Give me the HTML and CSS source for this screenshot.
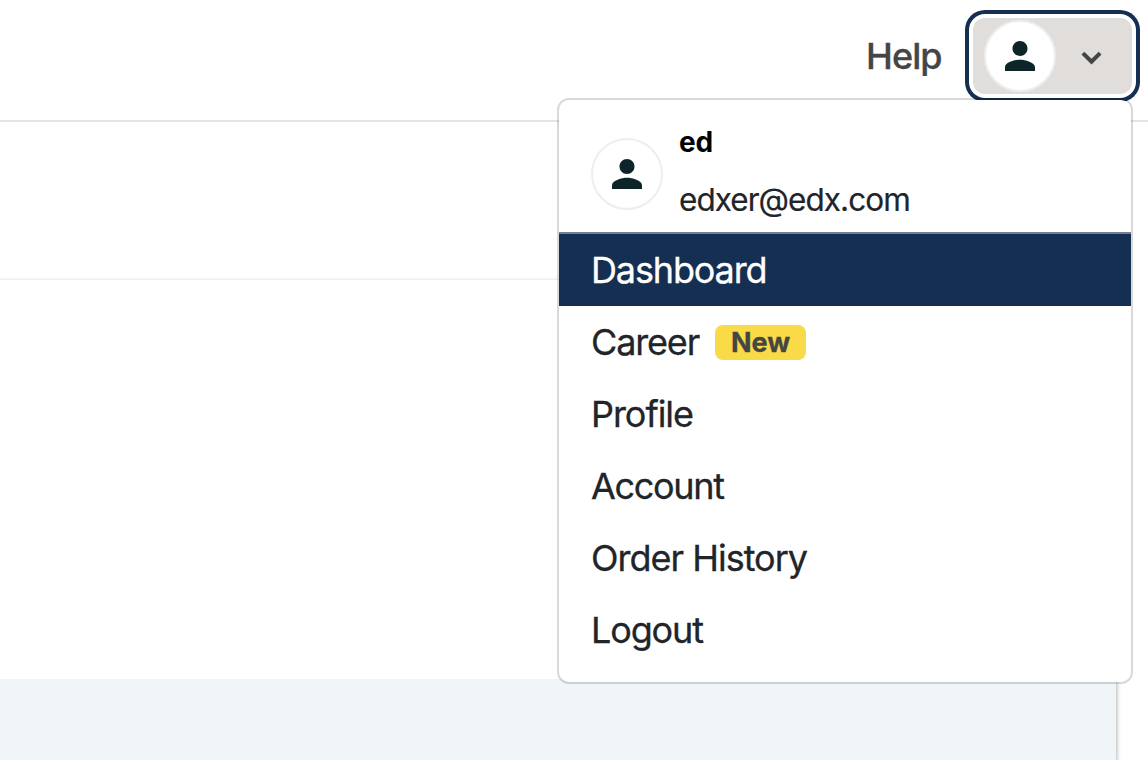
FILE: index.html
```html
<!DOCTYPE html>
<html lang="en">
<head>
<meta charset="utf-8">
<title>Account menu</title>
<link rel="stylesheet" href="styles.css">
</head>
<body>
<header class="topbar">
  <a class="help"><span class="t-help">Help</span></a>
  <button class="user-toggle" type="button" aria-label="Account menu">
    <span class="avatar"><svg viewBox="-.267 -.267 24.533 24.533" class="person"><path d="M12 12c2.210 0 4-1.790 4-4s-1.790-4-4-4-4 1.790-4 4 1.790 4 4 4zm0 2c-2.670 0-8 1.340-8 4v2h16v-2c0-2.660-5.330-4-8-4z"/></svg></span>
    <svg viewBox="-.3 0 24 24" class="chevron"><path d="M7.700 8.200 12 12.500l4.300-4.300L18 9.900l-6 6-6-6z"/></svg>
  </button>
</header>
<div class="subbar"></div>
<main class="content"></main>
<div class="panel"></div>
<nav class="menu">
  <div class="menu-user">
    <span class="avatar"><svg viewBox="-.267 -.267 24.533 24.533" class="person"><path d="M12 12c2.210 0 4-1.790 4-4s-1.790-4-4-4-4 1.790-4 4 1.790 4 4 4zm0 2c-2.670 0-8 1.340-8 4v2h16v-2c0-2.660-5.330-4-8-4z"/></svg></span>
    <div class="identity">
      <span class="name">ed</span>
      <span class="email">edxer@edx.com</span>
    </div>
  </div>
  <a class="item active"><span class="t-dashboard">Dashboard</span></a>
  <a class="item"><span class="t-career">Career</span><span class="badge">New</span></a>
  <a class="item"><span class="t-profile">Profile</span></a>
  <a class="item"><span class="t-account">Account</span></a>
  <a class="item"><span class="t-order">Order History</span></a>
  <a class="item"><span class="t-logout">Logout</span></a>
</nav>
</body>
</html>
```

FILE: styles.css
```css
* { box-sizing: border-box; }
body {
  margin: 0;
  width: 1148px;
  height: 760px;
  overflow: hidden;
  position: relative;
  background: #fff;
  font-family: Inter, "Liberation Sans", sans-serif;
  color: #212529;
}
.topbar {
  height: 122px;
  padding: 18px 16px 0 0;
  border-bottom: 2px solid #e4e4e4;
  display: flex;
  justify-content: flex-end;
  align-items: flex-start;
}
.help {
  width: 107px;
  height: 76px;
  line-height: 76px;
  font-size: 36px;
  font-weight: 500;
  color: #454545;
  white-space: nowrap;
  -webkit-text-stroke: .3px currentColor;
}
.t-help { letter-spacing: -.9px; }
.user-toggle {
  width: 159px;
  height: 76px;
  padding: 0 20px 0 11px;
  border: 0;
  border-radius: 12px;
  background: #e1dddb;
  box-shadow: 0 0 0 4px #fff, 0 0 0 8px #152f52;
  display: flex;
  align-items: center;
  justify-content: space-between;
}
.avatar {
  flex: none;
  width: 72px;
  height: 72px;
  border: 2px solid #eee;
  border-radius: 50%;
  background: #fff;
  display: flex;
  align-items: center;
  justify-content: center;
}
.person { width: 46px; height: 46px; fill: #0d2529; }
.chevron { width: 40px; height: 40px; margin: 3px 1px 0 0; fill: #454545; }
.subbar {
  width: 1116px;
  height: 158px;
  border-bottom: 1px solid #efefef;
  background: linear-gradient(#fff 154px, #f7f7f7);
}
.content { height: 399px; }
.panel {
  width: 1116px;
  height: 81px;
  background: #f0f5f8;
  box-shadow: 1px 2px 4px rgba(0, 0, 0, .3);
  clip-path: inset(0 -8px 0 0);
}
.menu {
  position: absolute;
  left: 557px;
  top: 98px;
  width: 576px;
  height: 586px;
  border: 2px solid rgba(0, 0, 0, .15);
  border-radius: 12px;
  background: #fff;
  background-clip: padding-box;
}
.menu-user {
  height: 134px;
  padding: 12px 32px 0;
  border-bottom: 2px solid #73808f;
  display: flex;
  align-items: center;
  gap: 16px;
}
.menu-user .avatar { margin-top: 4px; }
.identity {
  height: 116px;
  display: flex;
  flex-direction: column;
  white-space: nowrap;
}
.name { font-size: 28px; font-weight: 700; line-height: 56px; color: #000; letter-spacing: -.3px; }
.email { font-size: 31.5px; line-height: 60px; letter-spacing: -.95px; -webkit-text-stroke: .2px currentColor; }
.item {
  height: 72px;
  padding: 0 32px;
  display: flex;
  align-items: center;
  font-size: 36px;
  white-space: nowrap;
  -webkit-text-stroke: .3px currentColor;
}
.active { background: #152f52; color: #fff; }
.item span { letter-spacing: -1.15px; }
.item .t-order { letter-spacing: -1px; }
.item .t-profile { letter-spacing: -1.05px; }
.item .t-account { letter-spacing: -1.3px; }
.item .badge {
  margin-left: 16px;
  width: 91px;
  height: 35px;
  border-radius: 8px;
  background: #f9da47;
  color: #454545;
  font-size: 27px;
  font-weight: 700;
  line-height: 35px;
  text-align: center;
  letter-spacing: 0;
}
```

#### Prompt
Return all of the data exactly as written, and drop the pictures.

#### Response for this exercise
Give me the HTML and CSS source for this screenshot.
FILE: index.html
```html
<!DOCTYPE html>
<html lang="en">
<head>
<meta charset="utf-8">
<title>Account menu</title>
<link rel="stylesheet" href="styles.css">
</head>
<body>
<header class="topbar">
  <a class="help"><span class="t-help">Help</span></a>
  <button class="user-toggle" type="button" aria-label="Account menu">
    <span class="avatar"><svg viewBox="-.267 -.267 24.533 24.533" class="person"><path d="M12 12c2.210 0 4-1.790 4-4s-1.790-4-4-4-4 1.790-4 4 1.790 4 4 4zm0 2c-2.670 0-8 1.340-8 4v2h16v-2c0-2.660-5.330-4-8-4z"/></svg></span>
    <svg viewBox="-.3 0 24 24" class="chevron"><path d="M7.700 8.200 12 12.500l4.300-4.300L18 9.900l-6 6-6-6z"/></svg>
  </button>
</header>
<div class="subbar"></div>
<main class="content"></main>
<div class="panel"></div>
<nav class="menu">
  <div class="menu-user">
    <span class="avatar"><svg viewBox="-.267 -.267 24.533 24.533" class="person"><path d="M12 12c2.210 0 4-1.790 4-4s-1.790-4-4-4-4 1.790-4 4 1.790 4 4 4zm0 2c-2.670 0-8 1.340-8 4v2h16v-2c0-2.660-5.330-4-8-4z"/></svg></span>
    <div class="identity">
      <span class="name">ed</span>
      <span class="email">edxer@edx.com</span>
    </div>
  </div>
  <a class="item active"><span class="t-dashboard">Dashboard</span></a>
  <a class="item"><span class="t-career">Career</span><span class="badge">New</span></a>
  <a class="item"><span class="t-profile">Profile</span></a>
  <a class="item"><span class="t-account">Account</span></a>
  <a class="item"><span class="t-order">Order History</span></a>
  <a class="item"><span class="t-logout">Logout</span></a>
</nav>
</body>
</html>
```

FILE: styles.css
```css
* { box-sizing: border-box; }
body {
  margin: 0;
  width: 1148px;
  height: 760px;
  overflow: hidden;
  position: relative;
  background: #fff;
  font-family: Inter, "Liberation Sans", sans-serif;
  color: #212529;
}
.topbar {
  height: 122px;
  padding: 18px 16px 0 0;
  border-bottom: 2px solid #e4e4e4;
  display: flex;
  justify-content: flex-end;
  align-items: flex-start;
}
.help {
  width: 107px;
  height: 76px;
  line-height: 76px;
  font-size: 36px;
  font-weight: 500;
  color: #454545;
  white-space: nowrap;
  -webkit-text-stroke: .3px currentColor;
}
.t-help { letter-spacing: -.9px; }
.user-toggle {
  width: 159px;
  height: 76px;
  padding: 0 20px 0 11px;
  border: 0;
  border-radius: 12px;
  background: #e1dddb;
  box-shadow: 0 0 0 4px #fff, 0 0 0 8px #152f52;
  display: flex;
  align-items: center;
  justify-content: space-between;
}
.avatar {
  flex: none;
  width: 72px;
  height: 72px;
  border: 2px solid #eee;
  border-radius: 50%;
  background: #fff;
  display: flex;
  align-items: center;
  justify-content: center;
}
.person { width: 46px; height: 46px; fill: #0d2529; }
.chevron { width: 40px; height: 40px; margin: 3px 1px 0 0; fill: #454545; }
.subbar {
  width: 1116px;
  height: 158px;
  border-bottom: 1px solid #efefef;
  background: linear-gradient(#fff 154px, #f7f7f7);
}
.content { height: 399px; }
.panel {
  width: 1116px;
  height: 81px;
  background: #f0f5f8;
  box-shadow: 1px 2px 4px rgba(0, 0, 0, .3);
  clip-path: inset(0 -8px 0 0);
}
.menu {
  position: absolute;
  left: 557px;
  top: 98px;
  width: 576px;
  height: 586px;
  border: 2px solid rgba(0, 0, 0, .15);
  border-radius: 12px;
  background: #fff;
  background-clip: padding-box;
}
.menu-user {
  height: 134px;
  padding: 12px 32px 0;
  border-bottom: 2px solid #73808f;
  display: flex;
  align-items: center;
  gap: 16px;
}
.menu-user .avatar { margin-top: 4px; }
.identity {
  height: 116px;
  display: flex;
  flex-direction: column;
  white-space: nowrap;
}
.name { font-size: 28px; font-weight: 700; line-height: 56px; color: #000; letter-spacing: -.3px; }
.email { font-size: 31.5px; line-height: 60px; letter-spacing: -.95px; -webkit-text-stroke: .2px currentColor; }
.item {
  height: 72px;
  padding: 0 32px;
  display: flex;
  align-items: center;
  font-size: 36px;
  white-space: nowrap;
  -webkit-text-stroke: .3px currentColor;
}
.active { background: #152f52; color: #fff; }
.item span { letter-spacing: -1.15px; }
.item .t-order { letter-spacing: -1px; }
.item .t-profile { letter-spacing: -1.05px; }
.item .t-account { letter-spacing: -1.3px; }
.item .badge {
  margin-left: 16px;
  width: 91px;
  height: 35px;
  border-radius: 8px;
  background: #f9da47;
  color: #454545;
  font-size: 27px;
  font-weight: 700;
  line-height: 35px;
  text-align: center;
  letter-spacing: 0;
}
```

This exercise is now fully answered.